Weit ab vom Schuss war auch die sächsische Polizei. Was ist, wenn ein 26-jähriger toter Mann aus Eritrea blutüberströmt vor der eigenen, mit Hakenkreuzen beschmierten Haustür liegt? Da kann man Fremdeinwirkung natürlich erst einmal ausschließen. Ganz sicher. Vermutlich Nasenbluten. Jedenfalls nichts mit Rassismus. Von daher war es auch plausibel, einen Zusammenhang mit der wenige Tage zuvor gestellten Anzeige wegen rassistischer Angriffe auf die Wohnung und Hakenkreuzschmierereien gleich mal auszuschließen.

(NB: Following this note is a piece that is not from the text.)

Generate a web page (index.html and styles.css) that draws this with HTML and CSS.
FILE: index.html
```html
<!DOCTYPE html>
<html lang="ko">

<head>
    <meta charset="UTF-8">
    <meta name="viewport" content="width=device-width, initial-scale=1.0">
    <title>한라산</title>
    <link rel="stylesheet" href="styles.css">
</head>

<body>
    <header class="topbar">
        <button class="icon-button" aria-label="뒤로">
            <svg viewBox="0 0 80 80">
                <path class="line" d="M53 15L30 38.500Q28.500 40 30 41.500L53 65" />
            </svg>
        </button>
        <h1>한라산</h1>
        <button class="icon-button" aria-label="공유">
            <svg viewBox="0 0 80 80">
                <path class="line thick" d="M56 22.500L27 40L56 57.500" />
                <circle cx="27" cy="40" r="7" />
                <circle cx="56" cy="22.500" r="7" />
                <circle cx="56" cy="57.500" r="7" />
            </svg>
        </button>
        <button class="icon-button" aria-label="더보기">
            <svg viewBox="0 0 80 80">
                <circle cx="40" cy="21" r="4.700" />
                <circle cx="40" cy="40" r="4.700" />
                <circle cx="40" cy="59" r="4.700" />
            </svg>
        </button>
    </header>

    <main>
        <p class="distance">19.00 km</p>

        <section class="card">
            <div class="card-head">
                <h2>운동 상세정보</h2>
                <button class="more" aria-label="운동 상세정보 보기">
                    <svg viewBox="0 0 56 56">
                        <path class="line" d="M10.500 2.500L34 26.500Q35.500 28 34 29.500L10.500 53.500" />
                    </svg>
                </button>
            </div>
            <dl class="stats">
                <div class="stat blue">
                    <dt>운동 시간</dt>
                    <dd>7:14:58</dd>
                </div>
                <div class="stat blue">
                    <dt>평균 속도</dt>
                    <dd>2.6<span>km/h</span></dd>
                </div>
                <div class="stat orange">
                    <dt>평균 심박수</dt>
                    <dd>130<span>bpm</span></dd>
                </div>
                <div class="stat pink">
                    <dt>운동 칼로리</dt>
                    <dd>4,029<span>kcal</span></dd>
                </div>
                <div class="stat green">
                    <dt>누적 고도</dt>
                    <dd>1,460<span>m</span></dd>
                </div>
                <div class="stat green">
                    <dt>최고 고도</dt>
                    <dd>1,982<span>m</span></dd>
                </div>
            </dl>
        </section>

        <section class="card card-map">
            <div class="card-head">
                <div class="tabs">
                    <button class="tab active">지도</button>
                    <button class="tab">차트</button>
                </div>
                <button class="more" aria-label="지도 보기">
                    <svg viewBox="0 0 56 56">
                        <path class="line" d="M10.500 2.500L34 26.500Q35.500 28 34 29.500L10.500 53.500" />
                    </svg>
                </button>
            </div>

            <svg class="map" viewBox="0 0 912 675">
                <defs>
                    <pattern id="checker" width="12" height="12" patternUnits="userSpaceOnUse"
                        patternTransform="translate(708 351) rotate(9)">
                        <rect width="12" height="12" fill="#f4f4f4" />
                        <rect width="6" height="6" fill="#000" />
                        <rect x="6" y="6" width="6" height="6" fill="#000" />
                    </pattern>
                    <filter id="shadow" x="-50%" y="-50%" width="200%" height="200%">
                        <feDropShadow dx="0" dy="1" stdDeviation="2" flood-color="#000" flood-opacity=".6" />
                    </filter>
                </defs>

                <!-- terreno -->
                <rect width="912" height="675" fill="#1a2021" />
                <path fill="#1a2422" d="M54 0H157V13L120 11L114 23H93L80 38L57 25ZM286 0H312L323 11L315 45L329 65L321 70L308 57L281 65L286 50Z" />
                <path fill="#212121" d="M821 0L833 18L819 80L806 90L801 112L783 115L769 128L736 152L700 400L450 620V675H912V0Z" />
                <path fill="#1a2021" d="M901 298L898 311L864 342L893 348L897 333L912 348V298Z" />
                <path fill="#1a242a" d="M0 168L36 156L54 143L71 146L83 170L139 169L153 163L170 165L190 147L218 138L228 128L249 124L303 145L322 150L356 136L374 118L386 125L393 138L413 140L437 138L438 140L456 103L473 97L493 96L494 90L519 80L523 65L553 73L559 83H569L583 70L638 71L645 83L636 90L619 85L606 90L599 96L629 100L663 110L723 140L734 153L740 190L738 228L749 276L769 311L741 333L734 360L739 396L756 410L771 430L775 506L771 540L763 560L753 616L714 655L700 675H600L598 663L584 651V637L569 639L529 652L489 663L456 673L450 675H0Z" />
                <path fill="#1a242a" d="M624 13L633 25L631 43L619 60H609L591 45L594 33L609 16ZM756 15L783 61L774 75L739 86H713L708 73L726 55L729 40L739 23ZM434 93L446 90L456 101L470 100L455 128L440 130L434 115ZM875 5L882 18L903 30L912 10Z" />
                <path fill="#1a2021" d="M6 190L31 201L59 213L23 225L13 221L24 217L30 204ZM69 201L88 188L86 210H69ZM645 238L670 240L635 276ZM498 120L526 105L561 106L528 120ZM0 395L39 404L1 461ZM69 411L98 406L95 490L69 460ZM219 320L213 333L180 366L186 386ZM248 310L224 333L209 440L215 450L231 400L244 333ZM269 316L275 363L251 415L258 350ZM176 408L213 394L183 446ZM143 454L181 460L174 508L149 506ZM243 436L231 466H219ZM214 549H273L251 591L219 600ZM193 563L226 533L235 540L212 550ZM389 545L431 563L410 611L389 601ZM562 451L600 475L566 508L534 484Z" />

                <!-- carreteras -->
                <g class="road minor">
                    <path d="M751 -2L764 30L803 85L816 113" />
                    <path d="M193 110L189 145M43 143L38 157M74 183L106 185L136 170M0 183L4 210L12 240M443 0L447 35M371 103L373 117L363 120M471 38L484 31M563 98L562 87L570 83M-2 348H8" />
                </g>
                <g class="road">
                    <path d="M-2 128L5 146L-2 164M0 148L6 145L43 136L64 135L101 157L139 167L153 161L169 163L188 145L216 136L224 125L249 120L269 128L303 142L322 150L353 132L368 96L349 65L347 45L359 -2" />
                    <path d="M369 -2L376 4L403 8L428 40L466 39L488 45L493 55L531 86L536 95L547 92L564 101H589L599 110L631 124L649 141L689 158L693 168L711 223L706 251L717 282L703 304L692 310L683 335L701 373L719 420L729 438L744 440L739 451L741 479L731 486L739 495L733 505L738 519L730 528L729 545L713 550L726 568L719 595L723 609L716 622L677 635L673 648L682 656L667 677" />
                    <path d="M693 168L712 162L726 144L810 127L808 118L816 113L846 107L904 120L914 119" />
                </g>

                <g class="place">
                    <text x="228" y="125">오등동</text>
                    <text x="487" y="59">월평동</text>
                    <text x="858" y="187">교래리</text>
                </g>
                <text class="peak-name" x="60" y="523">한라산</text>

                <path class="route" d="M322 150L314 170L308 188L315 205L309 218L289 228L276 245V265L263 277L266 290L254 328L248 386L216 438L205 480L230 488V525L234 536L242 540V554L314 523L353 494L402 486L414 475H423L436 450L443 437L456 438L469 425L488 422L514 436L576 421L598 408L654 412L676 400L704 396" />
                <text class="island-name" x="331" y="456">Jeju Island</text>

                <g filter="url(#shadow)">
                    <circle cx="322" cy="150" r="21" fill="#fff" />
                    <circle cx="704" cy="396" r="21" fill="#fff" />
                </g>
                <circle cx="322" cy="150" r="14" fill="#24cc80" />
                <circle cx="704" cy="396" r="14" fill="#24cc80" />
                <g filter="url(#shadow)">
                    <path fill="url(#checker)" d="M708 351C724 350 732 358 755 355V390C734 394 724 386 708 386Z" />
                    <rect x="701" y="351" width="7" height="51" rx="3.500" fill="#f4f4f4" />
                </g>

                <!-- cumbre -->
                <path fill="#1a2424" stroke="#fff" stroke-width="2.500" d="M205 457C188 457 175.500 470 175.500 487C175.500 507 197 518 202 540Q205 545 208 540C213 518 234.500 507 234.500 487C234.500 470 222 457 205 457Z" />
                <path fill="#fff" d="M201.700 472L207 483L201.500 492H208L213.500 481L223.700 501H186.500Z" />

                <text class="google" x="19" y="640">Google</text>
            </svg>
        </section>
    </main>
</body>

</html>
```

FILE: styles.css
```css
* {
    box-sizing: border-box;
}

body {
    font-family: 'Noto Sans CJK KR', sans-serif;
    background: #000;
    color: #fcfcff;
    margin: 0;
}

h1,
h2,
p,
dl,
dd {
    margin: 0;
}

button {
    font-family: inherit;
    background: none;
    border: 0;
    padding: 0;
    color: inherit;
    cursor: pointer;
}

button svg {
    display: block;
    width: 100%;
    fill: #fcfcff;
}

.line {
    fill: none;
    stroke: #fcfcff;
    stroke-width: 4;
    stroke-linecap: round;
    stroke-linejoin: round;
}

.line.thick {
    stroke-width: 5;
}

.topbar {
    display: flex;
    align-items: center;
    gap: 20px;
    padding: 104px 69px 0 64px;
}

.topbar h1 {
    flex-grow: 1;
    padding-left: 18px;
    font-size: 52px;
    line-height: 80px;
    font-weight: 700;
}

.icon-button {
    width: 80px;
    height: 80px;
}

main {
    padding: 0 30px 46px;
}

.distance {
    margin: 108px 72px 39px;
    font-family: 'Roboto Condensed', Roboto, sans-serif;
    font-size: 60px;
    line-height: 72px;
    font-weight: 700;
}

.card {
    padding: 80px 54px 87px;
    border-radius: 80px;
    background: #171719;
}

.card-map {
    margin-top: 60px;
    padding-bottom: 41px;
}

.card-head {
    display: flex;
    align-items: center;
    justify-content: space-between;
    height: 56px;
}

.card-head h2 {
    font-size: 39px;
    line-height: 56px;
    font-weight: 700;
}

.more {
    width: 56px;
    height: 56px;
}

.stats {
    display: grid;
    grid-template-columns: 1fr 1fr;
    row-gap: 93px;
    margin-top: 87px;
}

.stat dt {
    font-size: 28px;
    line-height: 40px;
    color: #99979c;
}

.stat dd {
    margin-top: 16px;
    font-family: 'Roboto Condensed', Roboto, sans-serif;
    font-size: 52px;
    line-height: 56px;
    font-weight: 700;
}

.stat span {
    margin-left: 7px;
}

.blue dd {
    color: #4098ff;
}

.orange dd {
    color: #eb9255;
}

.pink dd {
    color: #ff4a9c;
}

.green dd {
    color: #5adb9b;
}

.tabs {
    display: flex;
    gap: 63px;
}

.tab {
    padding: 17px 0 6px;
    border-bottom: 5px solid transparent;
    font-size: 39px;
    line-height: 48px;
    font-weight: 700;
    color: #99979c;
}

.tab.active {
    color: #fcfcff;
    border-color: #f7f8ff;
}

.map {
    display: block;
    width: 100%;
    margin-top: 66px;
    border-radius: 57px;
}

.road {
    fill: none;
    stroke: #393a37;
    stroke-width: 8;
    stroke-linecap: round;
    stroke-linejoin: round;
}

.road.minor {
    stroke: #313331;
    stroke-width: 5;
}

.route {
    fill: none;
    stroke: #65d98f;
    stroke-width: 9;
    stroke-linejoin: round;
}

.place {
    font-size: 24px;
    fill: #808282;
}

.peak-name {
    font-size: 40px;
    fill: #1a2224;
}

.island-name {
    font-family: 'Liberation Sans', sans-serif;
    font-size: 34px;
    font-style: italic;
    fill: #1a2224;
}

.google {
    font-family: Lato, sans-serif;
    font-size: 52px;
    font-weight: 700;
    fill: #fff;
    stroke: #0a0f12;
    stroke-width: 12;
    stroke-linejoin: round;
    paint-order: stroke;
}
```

Bei der glücklicherweise gesetzlich vorgeschriebenen Obduktion kommt dann einen Tag später ans Tageslicht: Zahlreiche – offensichtlich für Sanitäter und Polizei unsichtbare – Messerstiche waren die Todesursache. Um dann nach 30 Stunden zu schauen, ob es vielleicht doch noch ein paar verwertbare Spuren am öffentlich zugänglichen Tatort gibt.
Mittlerweile scheint die Tat aufgeklärt, irgendwie gab es wohl doch noch Spuren und ein Mitbewohner hat wohl sogar gestanden. Nach den NSU-Morden bleibt ein bitterer Nachgeschmack. Auch hier wurde zuerst im Umfeld der Opfer ermittelt und rassistische Motive wurden kategorisch ausgeschlossen.
Der Beigeschmack ist auch deshalb so bitter, weil das dieselbe Polizei ist, die Marwa El-Sherbini im Gericht nicht geschützt hat. Dieselbe Polizei, die bei der tödlichen Messerattacke des rassistischen Russlanddeutschen erst einmal das Feuer auf den Ehemann von Marwa El-Sherbini eröffnete. In der Dresdner Polizei scheint eine dunkle Hautfarbe gleich zu dem Schluss »Selbstmord« oder »Täter« zu führen.